LOCAL FOOD CONTENTS
「九州の味とともに」
守り伝えられてきた九州の郷土料理


食感と甘酸っぱさを
楽しむ
佐賀の夏に
欠かせない酢の物
にいもじ
佐賀市を中心に広がり、米どころとして知られる佐賀平野。水を張った畑(水田)ではサトイモの一種である水芋も栽培されている。水芋の芋茎(ずいき/親芋と葉をつなぐ茎のように見える部分)を使った佐賀の郷土料理が『にいもじ』だ。

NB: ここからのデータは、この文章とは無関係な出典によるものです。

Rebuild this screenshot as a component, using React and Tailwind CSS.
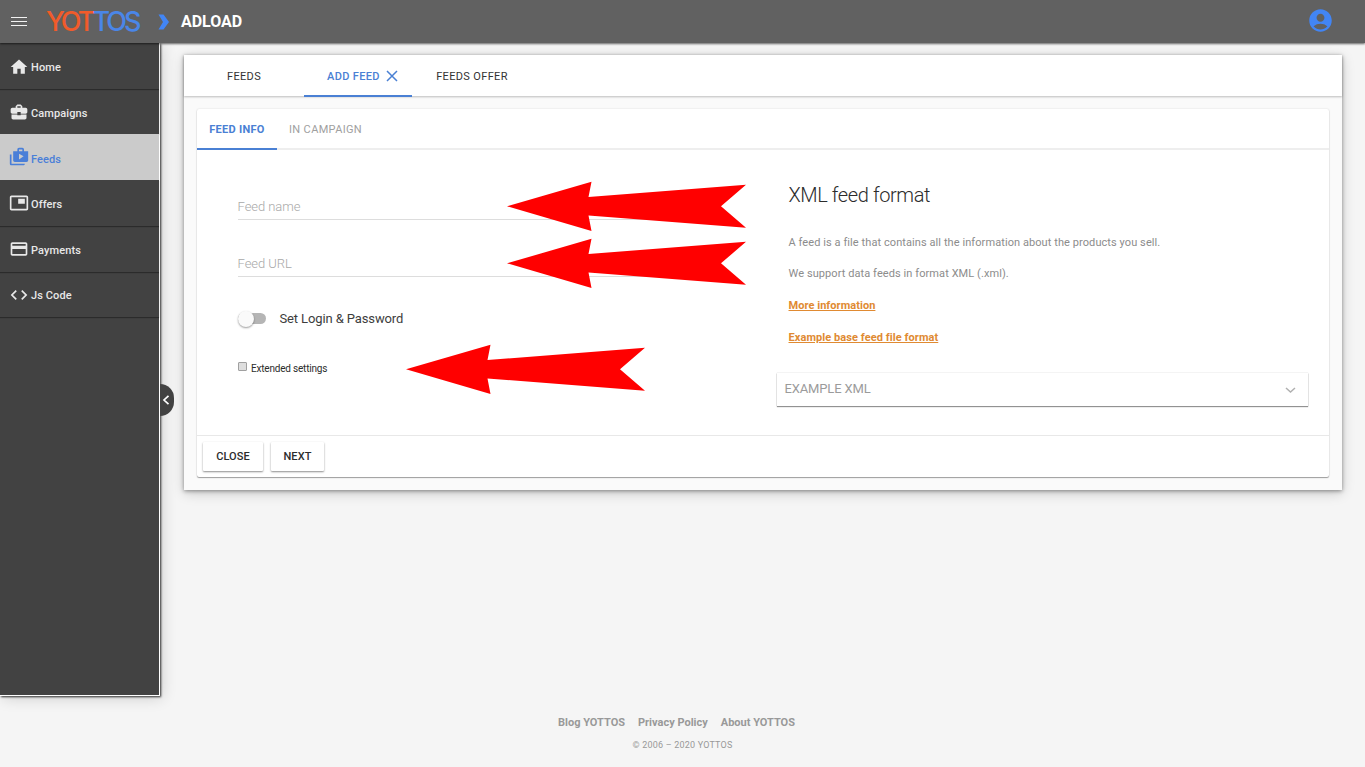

薄い緑色をした芋茎の表面についている薄皮をはいで適当な大きさに切る。水や酢水につけてアク抜きした後、砂糖、酢、醤油、唐辛子などを合わせた煮汁と一緒に数分煮こんでできあがり。煮過ぎると芋茎がやわらかくなり食感がなくなってしまうので、煮過ぎないことが作り方のコツだ。冷やして食べるとシャキシャキした食感で清涼感があり、甘酸っぱい味わいは焼酎のつまみにもぴったり。芋茎が収穫される夏に食べられ、特にお盆の食卓には欠かせない料理とのこと。また、水芋の芋茎は『にいもじ』以外では、味噌汁に入れたり炒めたりしても食べられている。親芋はサトイモよりも淡白な味わいで、食べることはあまりないのだそうだ。
『にいもじ』という不思議な響きの名前は、芋茎のことを佐賀では『いもじ』と呼ぶことから、「煮」た「いもじ」ということに由来しているようだ。